Man jailed over hoax 999 calls

Scarborough Magistrates Court
Scarborough Magistrates Court

AN ALCOHOLIC who made a series of bizarre 999 calls has been jailed.

Stephen Reilly, 44, made 10 calls to North Yorkshire Police between June 1 and June 28, causing a police officer to needlessly visit his home in Trafalgar Square, Scarborough, on each occasion.

In one of the calls he claimed to be called Alf Ramsey at Old Trafford and said he was going to throw himself off some cliffs.

In other calls, he told the police operator that he wanted to harm himself with a Stanley knife, claimed ambulance staff had assaulted him, said his wife had abused him and asked for NHS Direct.

Kathryn Reeve, prosecuting, said that officers had repeatedly warned Reilly about his conduct and advised him to contact his doctor before they finally ran out of patience with him and seized his mobile phone as evidence on June 28.

Reilly pleaded guilty to causing the wasteful employment of police and using a public communication network to cause annoyance, inconvenience or anxiety.

Miss Reeve said: “The calls ranged from suicidal to calls of a domestic nature to him saying he hadn’t taken any medication.

“The majority, if not all of the times, the defendant has been heavily drunk and police have attended.”

The offences also put Reilly in breach of a 12-week suspended prison sentence which he was handed in February after he was convicted of common assault.

Caroline Wyatt, mitigating, pointed out that Reilly had made no further calls since June and said they had been “cries for help”.

She added: “These were not pleasant offences and they are offences that he deeply regrets.

“He was in drink and could not be rational in his thoughts.

“He does suffer with alcoholism but he is getting help from the appropriate agencies and is reducing his intake. He is doing the best he can.

“He is doing everything he can to address his problems and is trying to build a better life.

“If the suspended sentence is activated he will lose all of that help and support.”

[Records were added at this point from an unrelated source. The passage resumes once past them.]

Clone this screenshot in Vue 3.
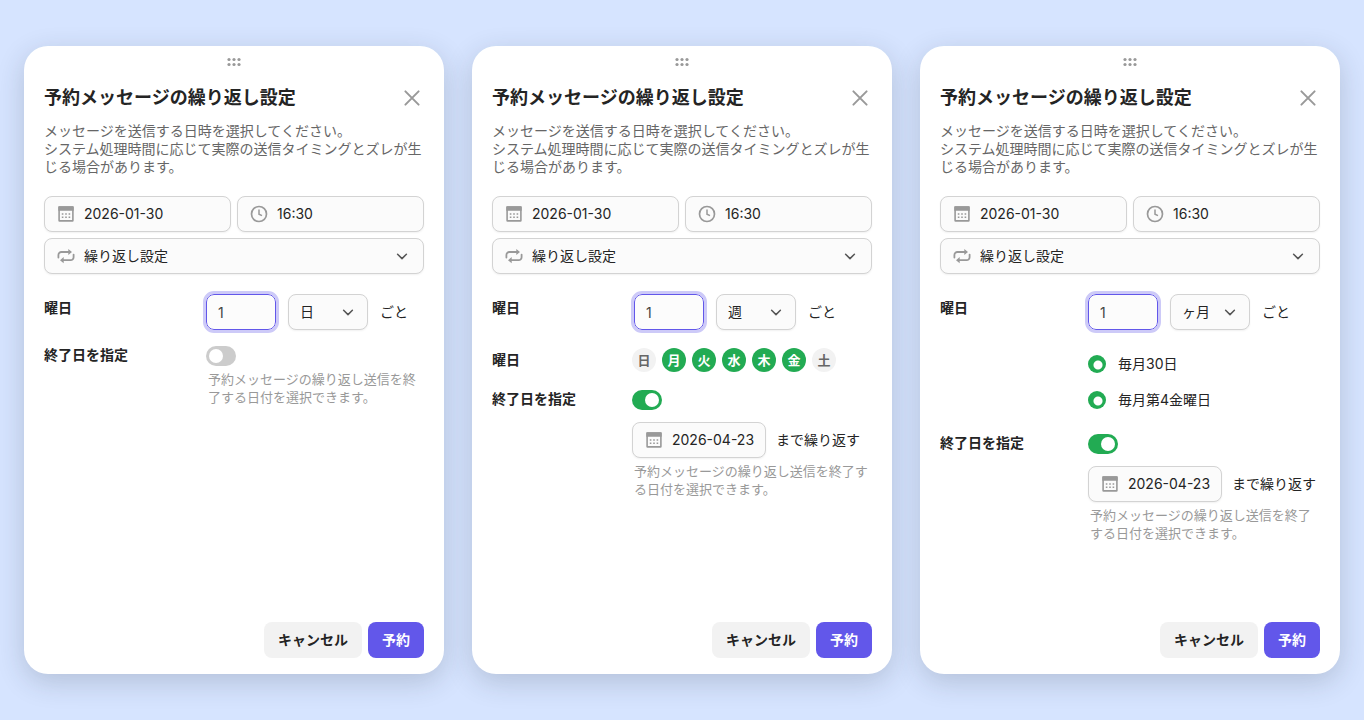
<script setup>
import { reactive } from 'vue'

const week = ['日', '月', '火', '水', '木', '金', '土']
const units = ['日', '週', 'ヶ月']

const panels = reactive([
  { id: 'daily', unit: '日', count: '1', date: '2026-01-30', time: '16:30', ends: false, until: '' },
  {
    id: 'weekly', unit: '週', count: '1', date: '2026-01-30', time: '16:30', ends: true, until: '2026-04-23',
    days: ['月', '火', '水', '木', '金'],
  },
  {
    id: 'monthly', unit: 'ヶ月', count: '1', date: '2026-01-30', time: '16:30', ends: true, until: '2026-04-23',
    choices: ['毎月30日', '毎月第4金曜日'],
  },
])

function toggleDay(panel, day) {
  const at = panel.days.indexOf(day)
  if (at < 0) panel.days.push(day)
  else panel.days.splice(at, 1)
}
</script>

<template>
  <svg class="sprite" aria-hidden="true">
    <symbol id="calendar" viewBox="0 0 18 18">
      <rect x="2.1" y="2.1" width="13.8" height="13.8" rx="0.4" fill="none" stroke="currentColor" stroke-width="1.6" />
      <path d="M1.8 1.3h14.4q.5 0 .5.5v4H1.3v-4q0-.5.5-.5z" fill="currentColor" />
      <path d="M4.8 8.2h1.6v1.6H4.8zM8.2 8.2h1.6v1.6H8.2zM11.6 8.2h1.6v1.6h-1.6zM4.8 11.4h1.6v1.6H4.8zM8.2 11.4h1.6v1.6H8.2zM11.6 11.4h1.6v1.6h-1.6z" fill="currentColor" />
    </symbol>
    <symbol id="clock" viewBox="0 0 18 18">
      <circle cx="9" cy="9" r="7.5" fill="none" stroke="currentColor" stroke-width="1.7" />
      <path d="M9 4.4v4.8l3 1.5" fill="none" stroke="currentColor" stroke-width="1.5" />
    </symbol>
    <symbol id="repeat" viewBox="0 0 18 18">
      <path d="M1.4 10.6V8a3 3 0 0 1 3-3H12M16.6 7.6v2.6a3 3 0 0 1-3 3H6" fill="none" stroke="currentColor" stroke-width="1.8" stroke-linecap="round" />
      <path d="M11.3 1.9l3.7 3.1-3.7 3.1zM6.7 10.1L3 13.2l3.7 3.1z" fill="currentColor" />
    </symbol>
    <symbol id="chevron" viewBox="0 0 12 12">
      <path d="M1.6 4.2L6 8.6l4.4-4.4" fill="none" stroke="currentColor" stroke-width="1.5" stroke-linecap="round" stroke-linejoin="round" />
    </symbol>
  </svg>

  <main class="page">
    <form v-for="p in panels" :key="p.id" class="card" :class="p.id" @submit.prevent>
      <svg class="grip" viewBox="0 0 14 12" aria-hidden="true">
        <g fill="currentColor">
          <circle cx="2" cy="3.5" r="1.6" /><circle cx="7" cy="3.5" r="1.6" /><circle cx="12" cy="3.5" r="1.6" />
          <circle cx="2" cy="8.5" r="1.6" /><circle cx="7" cy="8.5" r="1.6" /><circle cx="12" cy="8.5" r="1.6" />
        </g>
      </svg>

      <header class="head">
        <h2>予約メッセージの繰り返し設定</h2>
        <button type="button" class="close" aria-label="閉じる">
          <svg viewBox="0 0 24 24"><path d="M5.4 5.4l13.2 13.2M18.6 5.4L5.4 18.6" fill="none" stroke="currentColor" stroke-width="2" stroke-linecap="round" /></svg>
        </button>
      </header>
      <p class="lead">メッセージを送信する日時を選択してください。<br>システム処理時間に応じて実際の送信タイミングとズレが生じる場合があります。</p>

      <div class="when">
        <label class="field">
          <svg class="icon"><use href="#calendar" /></svg>
          <input v-model="p.date" type="text" aria-label="日付">
        </label>
        <label class="field">
          <svg class="icon"><use href="#clock" /></svg>
          <input v-model="p.time" type="text" aria-label="時刻">
        </label>
        <label class="field wide">
          <svg class="icon"><use href="#repeat" /></svg>
          <select aria-label="繰り返し"><option>繰り返し設定</option></select>
          <svg class="chevron"><use href="#chevron" /></svg>
        </label>
      </div>

      <div class="rules">
        <label class="name first" :for="p.id + '-count'">曜日</label>
        <div class="line every">
          <input :id="p.id + '-count'" v-model="p.count" class="count" type="text" inputmode="numeric">
          <div class="field unit">
            <select v-model="p.unit" aria-label="単位">
              <option v-for="u in units" :key="u">{{ u }}</option>
            </select>
            <svg class="chevron"><use href="#chevron" /></svg>
          </div>
          <span>ごと</span>
        </div>

        <template v-if="p.days">
          <span :id="p.id + '-days'" class="name tall">曜日</span>
          <div class="weekdays" role="group" :aria-labelledby="p.id + '-days'">
            <button
              v-for="d in week" :key="d" type="button" class="weekday"
              :class="{ on: p.days.includes(d) }" :aria-pressed="p.days.includes(d)"
              @click="toggleDay(p, d)"
            >{{ d }}</button>
          </div>
        </template>

        <div v-if="p.choices" class="choices">
          <label v-for="m in p.choices" :key="m" class="choice">
            <input type="radio" :name="m" checked>{{ m }}
          </label>
        </div>

        <label class="name" :for="p.id + '-ends'">終了日を指定</label>
        <div class="end">
          <input :id="p.id + '-ends'" v-model="p.ends" class="switch" type="checkbox" role="switch">
          <div v-if="p.ends" class="line until">
            <label class="field">
              <svg class="icon"><use href="#calendar" /></svg>
              <input v-model="p.until" type="text" aria-label="終了日">
            </label>
            <span>まで繰り返す</span>
          </div>
          <p class="note">予約メッセージの繰り返し送信を終了する日付を選択できます。</p>
        </div>
      </div>

      <footer class="actions">
        <button type="button" class="btn">キャンセル</button>
        <button type="submit" class="btn primary">予約</button>
      </footer>
    </form>
  </main>
</template>

<style>
body { background: #d6e4ff; }
</style>

<style scoped>
.sprite { position: absolute; width: 0; height: 0; }
.page, .page button, .page input, .page select {
  font-family: Inter, "Noto Sans CJK JP", sans-serif;
  font-size: 14px;
  line-height: 18px;
  color: #242424;
}
.page {
  display: grid;
  grid-template-columns: repeat(3, minmax(0, 1fr));
  gap: 28px;
  box-sizing: border-box;
  min-height: 100vh;
  padding: 46px 24px;
}
.card {
  display: flex;
  flex-direction: column;
  padding: 10px 20px 16px;
  border-radius: 24px;
  background: #fff;
  box-shadow: 0 8px 28px rgba(40, 50, 60, 0.2);
}
.grip { width: 14px; height: 12px; align-self: center; color: #999; }
.head {
  display: flex;
  align-items: center;
  justify-content: space-between;
  margin-top: 16px;
}
h2 { margin: 0; font-size: 18px; line-height: 28px; font-weight: 700; }
.close { width: 24px; height: 24px; padding: 0; border: 0; background: none; }
.close svg { display: block; color: #999; }
.lead { margin: 10px 0 20px; color: #666; }
.when { display: grid; grid-template-columns: 1fr 1fr; gap: 6px; }
.wide { grid-column: span 2; }
.field {
  display: flex;
  align-items: center;
  gap: 9px;
  box-sizing: border-box;
  height: 36px;
  padding: 0 15px 0 12px;
  border: 1px solid #d3d3d3;
  border-radius: 8px;
  background: #fbfbfb;
  box-shadow: 0 1px 2px rgba(0, 0, 0, 0.06);
}
.field input, .field select {
  flex: 1;
  min-width: 0;
  width: 0;
  height: 18px;
  padding: 0;
  border: 0;
  outline: 0;
  appearance: none;
  background: none;
}
.icon { flex: none; width: 18px; height: 18px; color: #999; }
.chevron { flex: none; width: 12px; height: 12px; color: #555; pointer-events: none; }

.rules {
  --label: 162px;
  display: grid;
  grid-template-columns: var(--label) minmax(0, 1fr);
  gap: 16px 0;
  margin-top: 20px;
}
.weekly .rules { --label: 140px; }
.monthly .rules { --label: 148px; }
.name { font-weight: 700; }
.first { padding-top: 5px; }
.tall { line-height: 28px; }
.line { display: flex; align-items: center; white-space: nowrap; }
.every { gap: 12px; }
.weekly .every { padding-left: 2px; }
.page .count {
  box-sizing: border-box;
  width: 70px;
  height: 36px;
  padding: 0 11px;
  border: 1px solid #6257ea;
  border-radius: 8px;
  outline: 3px solid #cdcaf8;
  background: #fcfcfc;
  color: #444;
}
.unit { width: 80px; padding: 0 13px 0 11px; gap: 0; }
.weekdays { display: flex; gap: 6px; padding: 2px 0; }
.page .weekday {
  width: 24px;
  height: 24px;
  padding: 0;
  border: 0;
  border-radius: 50%;
  background: #f2f2f2;
  color: #666;
  font-size: 13px;
  font-weight: 700;
}
.page .weekday.on { background: #22ab53; color: #fff; }
.choices { grid-column: 2; }
.choice { display: flex; align-items: center; gap: 12px; height: 36px; }
.choice input {
  width: 18px;
  height: 18px;
  margin: 0;
  border-radius: 50%;
  appearance: none;
  background: radial-gradient(circle at 10px 10px, #fff 4px, #22ab53 5px);
}
.switch {
  display: flex;
  box-sizing: border-box;
  width: 30px;
  height: 20px;
  margin: 0;
  padding: 3px;
  border-radius: 10px;
  appearance: none;
  background: #ccc;
}
.switch::before { content: ""; width: 14px; height: 14px; border-radius: 50%; background: #fff; }
.switch:checked { justify-content: flex-end; background: #22ab53; }
.until { gap: 10px; margin-top: 12px; }
.until .field { width: 134px; padding-right: 10px; }
.note { margin: 4px 0 0; padding-left: 2px; color: #999; font-size: 13px; }

.actions { display: flex; justify-content: flex-end; gap: 6px; margin-top: auto; }
.page .btn {
  height: 36px;
  padding: 0 14px;
  border: 0;
  border-radius: 8px;
  background: #f2f2f2;
  font-weight: 700;
}
.page .primary { background: #6257ea; color: #fff; }
</style>
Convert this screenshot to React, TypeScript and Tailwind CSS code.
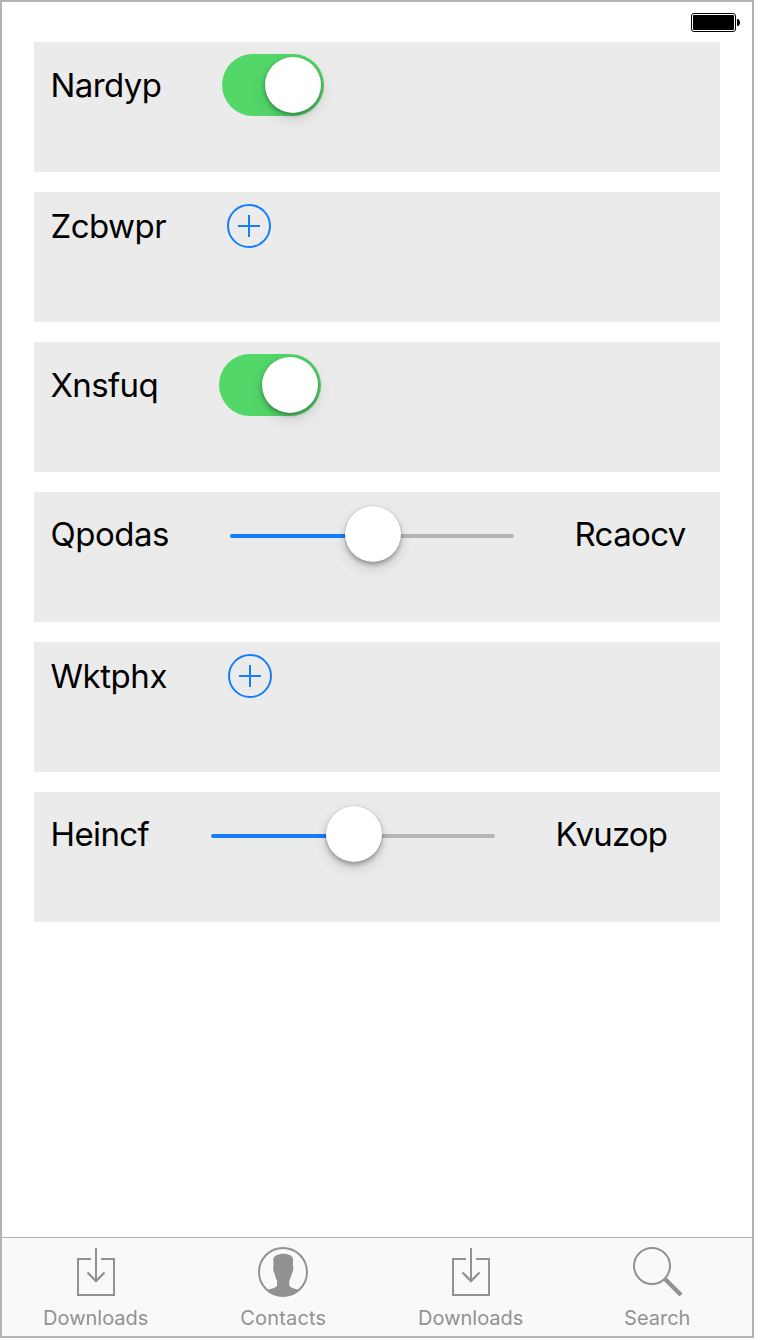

Miss Wyatt said that the offences could be dealt with by way of a conditional discharge, but magistrates rejected her pleas.

Pamela Macfie, the chairman of the bench, said: “These offences are serious as you were given numerous warnings by the police and you persisted in causing a disruption.”

Reilly was sentenced to six weeks in prison for making the hoax calls, with an additional four weeks of the suspended sentence activated.